- Aim of the task
Copy out the listing in full, exactly as written, but not its pictures.

### Working data ###

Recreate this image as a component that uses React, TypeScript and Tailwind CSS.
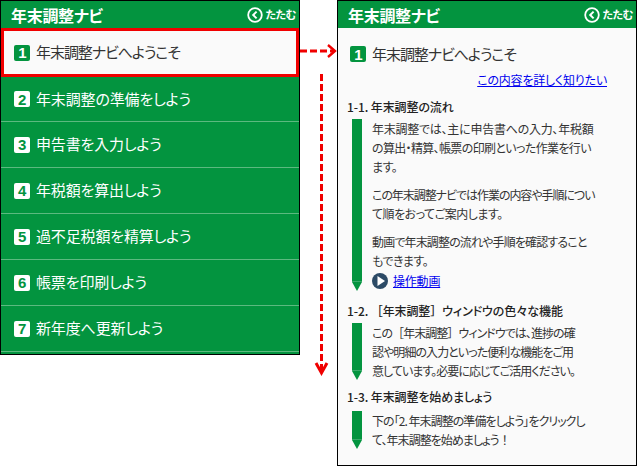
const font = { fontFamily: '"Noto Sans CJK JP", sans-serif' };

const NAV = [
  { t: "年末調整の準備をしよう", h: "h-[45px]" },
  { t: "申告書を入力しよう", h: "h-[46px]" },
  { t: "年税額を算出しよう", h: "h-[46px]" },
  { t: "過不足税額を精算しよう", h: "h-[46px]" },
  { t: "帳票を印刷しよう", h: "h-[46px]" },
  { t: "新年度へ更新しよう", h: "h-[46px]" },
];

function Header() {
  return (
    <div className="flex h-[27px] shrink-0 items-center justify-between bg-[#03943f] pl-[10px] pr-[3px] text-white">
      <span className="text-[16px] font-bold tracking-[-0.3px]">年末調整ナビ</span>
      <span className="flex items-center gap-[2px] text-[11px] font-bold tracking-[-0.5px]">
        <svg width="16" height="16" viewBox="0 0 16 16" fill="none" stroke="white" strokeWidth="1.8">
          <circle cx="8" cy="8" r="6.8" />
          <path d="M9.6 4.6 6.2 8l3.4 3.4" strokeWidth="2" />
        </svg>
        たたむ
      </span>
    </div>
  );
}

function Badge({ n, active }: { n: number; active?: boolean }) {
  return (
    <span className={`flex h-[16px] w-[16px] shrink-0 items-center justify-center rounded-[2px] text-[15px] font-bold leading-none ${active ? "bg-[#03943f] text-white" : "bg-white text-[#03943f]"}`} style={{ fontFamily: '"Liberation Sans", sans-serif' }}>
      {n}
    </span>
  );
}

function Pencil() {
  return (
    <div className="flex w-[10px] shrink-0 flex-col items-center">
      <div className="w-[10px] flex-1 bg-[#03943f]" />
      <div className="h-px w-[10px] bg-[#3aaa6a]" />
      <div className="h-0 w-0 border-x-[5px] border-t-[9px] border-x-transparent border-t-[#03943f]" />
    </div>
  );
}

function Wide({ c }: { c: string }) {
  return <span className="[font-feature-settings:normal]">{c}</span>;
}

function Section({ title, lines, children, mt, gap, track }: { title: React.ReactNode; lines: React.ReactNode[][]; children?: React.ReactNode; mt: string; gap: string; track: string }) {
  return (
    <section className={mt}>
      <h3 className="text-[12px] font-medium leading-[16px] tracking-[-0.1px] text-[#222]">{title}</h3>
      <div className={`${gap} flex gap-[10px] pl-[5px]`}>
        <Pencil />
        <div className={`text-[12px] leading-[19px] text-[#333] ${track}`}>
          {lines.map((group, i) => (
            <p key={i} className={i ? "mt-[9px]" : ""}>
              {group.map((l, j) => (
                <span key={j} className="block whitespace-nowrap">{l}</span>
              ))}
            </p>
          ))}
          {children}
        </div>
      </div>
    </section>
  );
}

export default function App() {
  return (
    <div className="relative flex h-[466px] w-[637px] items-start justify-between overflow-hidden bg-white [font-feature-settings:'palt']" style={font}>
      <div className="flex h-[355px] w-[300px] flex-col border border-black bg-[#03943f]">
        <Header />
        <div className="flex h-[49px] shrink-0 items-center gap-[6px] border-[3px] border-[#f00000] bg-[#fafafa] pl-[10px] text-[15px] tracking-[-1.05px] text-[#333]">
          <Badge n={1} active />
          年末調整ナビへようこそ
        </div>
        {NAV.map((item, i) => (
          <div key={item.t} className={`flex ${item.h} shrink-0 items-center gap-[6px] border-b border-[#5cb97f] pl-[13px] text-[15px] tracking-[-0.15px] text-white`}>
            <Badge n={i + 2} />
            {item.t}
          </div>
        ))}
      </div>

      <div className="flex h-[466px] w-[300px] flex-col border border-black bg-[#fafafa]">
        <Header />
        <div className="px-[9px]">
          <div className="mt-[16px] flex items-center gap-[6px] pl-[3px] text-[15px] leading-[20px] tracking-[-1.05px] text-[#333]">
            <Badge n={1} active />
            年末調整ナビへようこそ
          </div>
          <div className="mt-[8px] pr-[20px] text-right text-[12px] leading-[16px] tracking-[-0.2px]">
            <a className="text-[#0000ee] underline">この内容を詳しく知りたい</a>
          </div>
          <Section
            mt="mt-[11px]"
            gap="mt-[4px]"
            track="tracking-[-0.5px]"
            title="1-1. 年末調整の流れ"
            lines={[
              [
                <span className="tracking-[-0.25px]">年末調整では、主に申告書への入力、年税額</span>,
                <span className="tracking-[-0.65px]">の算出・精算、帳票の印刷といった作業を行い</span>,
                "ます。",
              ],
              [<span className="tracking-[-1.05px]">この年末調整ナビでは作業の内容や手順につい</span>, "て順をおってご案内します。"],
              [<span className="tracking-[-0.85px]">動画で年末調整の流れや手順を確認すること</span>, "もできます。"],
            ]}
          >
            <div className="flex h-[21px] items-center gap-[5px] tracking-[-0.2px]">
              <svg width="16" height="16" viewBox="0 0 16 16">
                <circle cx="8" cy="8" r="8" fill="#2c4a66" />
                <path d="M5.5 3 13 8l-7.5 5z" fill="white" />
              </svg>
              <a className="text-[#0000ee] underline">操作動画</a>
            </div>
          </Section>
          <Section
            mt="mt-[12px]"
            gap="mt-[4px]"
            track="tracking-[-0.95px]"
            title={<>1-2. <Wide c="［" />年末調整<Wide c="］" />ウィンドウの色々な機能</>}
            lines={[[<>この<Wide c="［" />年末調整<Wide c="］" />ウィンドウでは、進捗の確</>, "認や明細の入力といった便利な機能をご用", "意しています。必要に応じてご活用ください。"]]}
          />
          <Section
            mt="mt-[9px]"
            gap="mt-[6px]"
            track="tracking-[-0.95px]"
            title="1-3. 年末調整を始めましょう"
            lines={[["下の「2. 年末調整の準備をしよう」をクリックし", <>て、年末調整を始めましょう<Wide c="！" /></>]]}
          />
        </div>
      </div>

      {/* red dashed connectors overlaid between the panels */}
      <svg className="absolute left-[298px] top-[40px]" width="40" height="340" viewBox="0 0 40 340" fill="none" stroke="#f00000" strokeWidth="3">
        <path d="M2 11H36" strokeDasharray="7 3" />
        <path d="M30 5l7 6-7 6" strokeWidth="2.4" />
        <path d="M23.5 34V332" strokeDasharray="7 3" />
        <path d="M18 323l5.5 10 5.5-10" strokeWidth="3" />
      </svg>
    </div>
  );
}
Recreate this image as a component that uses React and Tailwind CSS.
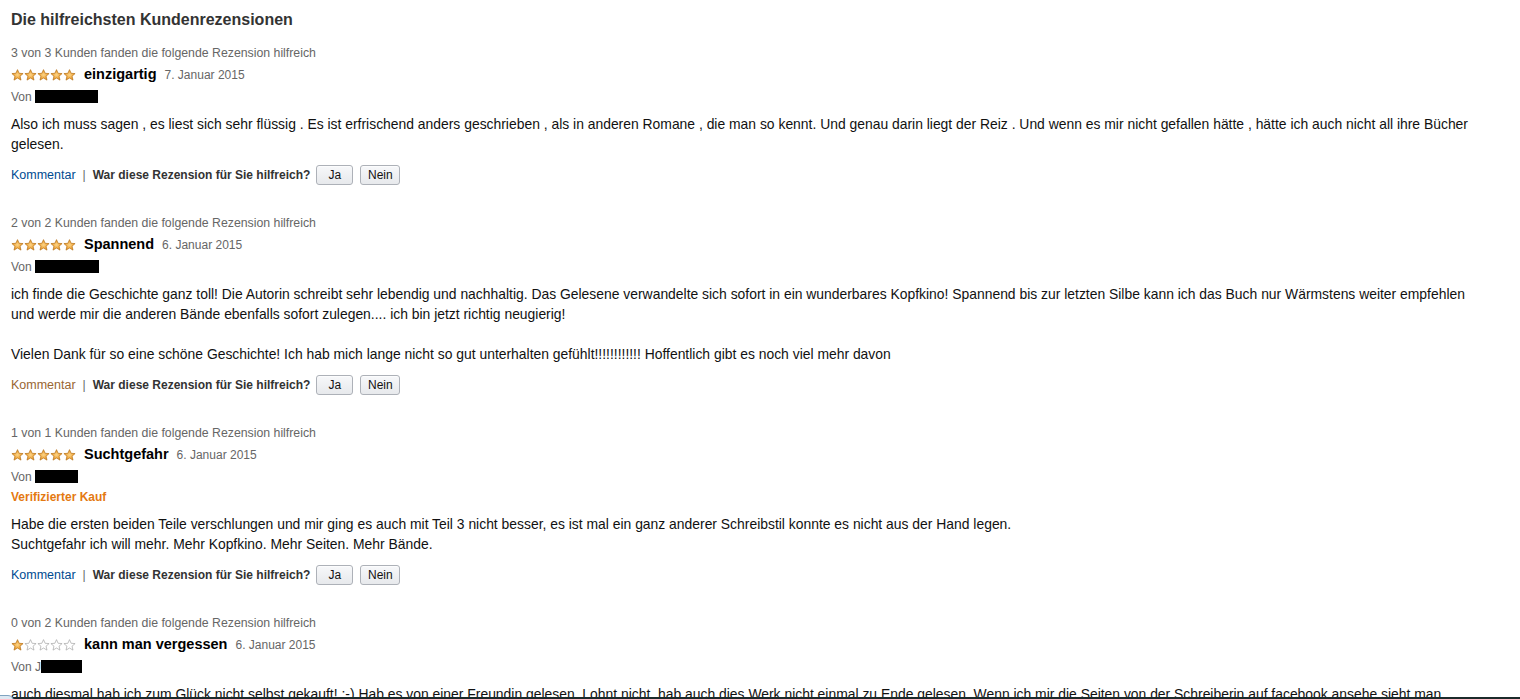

###

- Output below
Recreate this image as a component that uses React, TypeScript and Tailwind CSS.
const font = { fontFamily: '"Noto Sans CJK JP", sans-serif' };

const NAV = [
  { t: "年末調整の準備をしよう", h: "h-[45px]" },
  { t: "申告書を入力しよう", h: "h-[46px]" },
  { t: "年税額を算出しよう", h: "h-[46px]" },
  { t: "過不足税額を精算しよう", h: "h-[46px]" },
  { t: "帳票を印刷しよう", h: "h-[46px]" },
  { t: "新年度へ更新しよう", h: "h-[46px]" },
];

function Header() {
  return (
    <div className="flex h-[27px] shrink-0 items-center justify-between bg-[#03943f] pl-[10px] pr-[3px] text-white">
      <span className="text-[16px] font-bold tracking-[-0.3px]">年末調整ナビ</span>
      <span className="flex items-center gap-[2px] text-[11px] font-bold tracking-[-0.5px]">
        <svg width="16" height="16" viewBox="0 0 16 16" fill="none" stroke="white" strokeWidth="1.8">
          <circle cx="8" cy="8" r="6.8" />
          <path d="M9.6 4.6 6.2 8l3.4 3.4" strokeWidth="2" />
        </svg>
        たたむ
      </span>
    </div>
  );
}

function Badge({ n, active }: { n: number; active?: boolean }) {
  return (
    <span className={`flex h-[16px] w-[16px] shrink-0 items-center justify-center rounded-[2px] text-[15px] font-bold leading-none ${active ? "bg-[#03943f] text-white" : "bg-white text-[#03943f]"}`} style={{ fontFamily: '"Liberation Sans", sans-serif' }}>
      {n}
    </span>
  );
}

function Pencil() {
  return (
    <div className="flex w-[10px] shrink-0 flex-col items-center">
      <div className="w-[10px] flex-1 bg-[#03943f]" />
      <div className="h-px w-[10px] bg-[#3aaa6a]" />
      <div className="h-0 w-0 border-x-[5px] border-t-[9px] border-x-transparent border-t-[#03943f]" />
    </div>
  );
}

function Wide({ c }: { c: string }) {
  return <span className="[font-feature-settings:normal]">{c}</span>;
}

function Section({ title, lines, children, mt, gap, track }: { title: React.ReactNode; lines: React.ReactNode[][]; children?: React.ReactNode; mt: string; gap: string; track: string }) {
  return (
    <section className={mt}>
      <h3 className="text-[12px] font-medium leading-[16px] tracking-[-0.1px] text-[#222]">{title}</h3>
      <div className={`${gap} flex gap-[10px] pl-[5px]`}>
        <Pencil />
        <div className={`text-[12px] leading-[19px] text-[#333] ${track}`}>
          {lines.map((group, i) => (
            <p key={i} className={i ? "mt-[9px]" : ""}>
              {group.map((l, j) => (
                <span key={j} className="block whitespace-nowrap">{l}</span>
              ))}
            </p>
          ))}
          {children}
        </div>
      </div>
    </section>
  );
}

export default function App() {
  return (
    <div className="relative flex h-[466px] w-[637px] items-start justify-between overflow-hidden bg-white [font-feature-settings:'palt']" style={font}>
      <div className="flex h-[355px] w-[300px] flex-col border border-black bg-[#03943f]">
        <Header />
        <div className="flex h-[49px] shrink-0 items-center gap-[6px] border-[3px] border-[#f00000] bg-[#fafafa] pl-[10px] text-[15px] tracking-[-1.05px] text-[#333]">
          <Badge n={1} active />
          年末調整ナビへようこそ
        </div>
        {NAV.map((item, i) => (
          <div key={item.t} className={`flex ${item.h} shrink-0 items-center gap-[6px] border-b border-[#5cb97f] pl-[13px] text-[15px] tracking-[-0.15px] text-white`}>
            <Badge n={i + 2} />
            {item.t}
          </div>
        ))}
      </div>

      <div className="flex h-[466px] w-[300px] flex-col border border-black bg-[#fafafa]">
        <Header />
        <div className="px-[9px]">
          <div className="mt-[16px] flex items-center gap-[6px] pl-[3px] text-[15px] leading-[20px] tracking-[-1.05px] text-[#333]">
            <Badge n={1} active />
            年末調整ナビへようこそ
          </div>
          <div className="mt-[8px] pr-[20px] text-right text-[12px] leading-[16px] tracking-[-0.2px]">
            <a className="text-[#0000ee] underline">この内容を詳しく知りたい</a>
          </div>
          <Section
            mt="mt-[11px]"
            gap="mt-[4px]"
            track="tracking-[-0.5px]"
            title="1-1. 年末調整の流れ"
            lines={[
              [
                <span className="tracking-[-0.25px]">年末調整では、主に申告書への入力、年税額</span>,
                <span className="tracking-[-0.65px]">の算出・精算、帳票の印刷といった作業を行い</span>,
                "ます。",
              ],
              [<span className="tracking-[-1.05px]">この年末調整ナビでは作業の内容や手順につい</span>, "て順をおってご案内します。"],
              [<span className="tracking-[-0.85px]">動画で年末調整の流れや手順を確認すること</span>, "もできます。"],
            ]}
          >
            <div className="flex h-[21px] items-center gap-[5px] tracking-[-0.2px]">
              <svg width="16" height="16" viewBox="0 0 16 16">
                <circle cx="8" cy="8" r="8" fill="#2c4a66" />
                <path d="M5.5 3 13 8l-7.5 5z" fill="white" />
              </svg>
              <a className="text-[#0000ee] underline">操作動画</a>
            </div>
          </Section>
          <Section
            mt="mt-[12px]"
            gap="mt-[4px]"
            track="tracking-[-0.95px]"
            title={<>1-2. <Wide c="［" />年末調整<Wide c="］" />ウィンドウの色々な機能</>}
            lines={[[<>この<Wide c="［" />年末調整<Wide c="］" />ウィンドウでは、進捗の確</>, "認や明細の入力といった便利な機能をご用", "意しています。必要に応じてご活用ください。"]]}
          />
          <Section
            mt="mt-[9px]"
            gap="mt-[6px]"
            track="tracking-[-0.95px]"
            title="1-3. 年末調整を始めましょう"
            lines={[["下の「2. 年末調整の準備をしよう」をクリックし", <>て、年末調整を始めましょう<Wide c="！" /></>]]}
          />
        </div>
      </div>

      {/* red dashed connectors overlaid between the panels */}
      <svg className="absolute left-[298px] top-[40px]" width="40" height="340" viewBox="0 0 40 340" fill="none" stroke="#f00000" strokeWidth="3">
        <path d="M2 11H36" strokeDasharray="7 3" />
        <path d="M30 5l7 6-7 6" strokeWidth="2.4" />
        <path d="M23.5 34V332" strokeDasharray="7 3" />
        <path d="M18 323l5.5 10 5.5-10" strokeWidth="3" />
      </svg>
    </div>
  );
}
Recreate this image as a component that uses React and Tailwind CSS.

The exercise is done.